Grounds for Tax Waiver
- Sugar centrals are rehabilitating damaged facilities, including structures for laborers, incurring heavy expenses.
- Some mills operate at losses or minimal profit margins, making additional taxes oppressive or confiscatory.
Covered Sugar Mills and Conditions for Waiver
Ormoc Sugar Company, Inc.
- Must continue providing transportation allowances to planters per revised milling contract.
Bogo-Medellin Milling Co., Inc.
- Must continue improvements to increase mill and factory capacity.
- Must maintain the increased planters' participation of 57.5% (including the 1.5% increase since 1952-1953 and escalator clause granting 60% from the 131st milling day).
Asturias Sugar Central, Inc.
- Must continue increasing planters' participation to 57%.
Hind Sugar Company
- Must pay 55% of the equivalent progressive tax to planters as additional benefits.
Central Azucarera del Norte
- Included in the waiver but with no specific additional conditions stated.
Legal Effect and Implementation
- The waiver is official and effective as of September 5, 1961, signed by President Carlos P. Garcia.

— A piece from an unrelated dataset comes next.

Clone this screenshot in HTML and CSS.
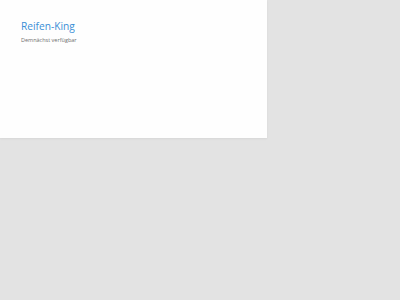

- The waiver serves to alleviate oppressive tax burdens during the difficult post-war recovery and operational conditions of these sugar mills.
Important Legal Concepts
- The progressive tax in question is governed by section 2 of Commonwealth Act No. 567.
- The waiver is conditional, linked to continued benefits or improvements benefiting planters and mill operations.
- The action demonstrates executive clemency aimed at supporting vital agricultural industries in recovery.
Summary of Conditions for Tax Relief
- Continued support and benefits to planters.
- Continued rehabilitation and improvement of milling facilities.
- Specific percentages of planters’ participation in production proceeds.
- Allocation of part of tax relief as direct benefits to planters where applicable.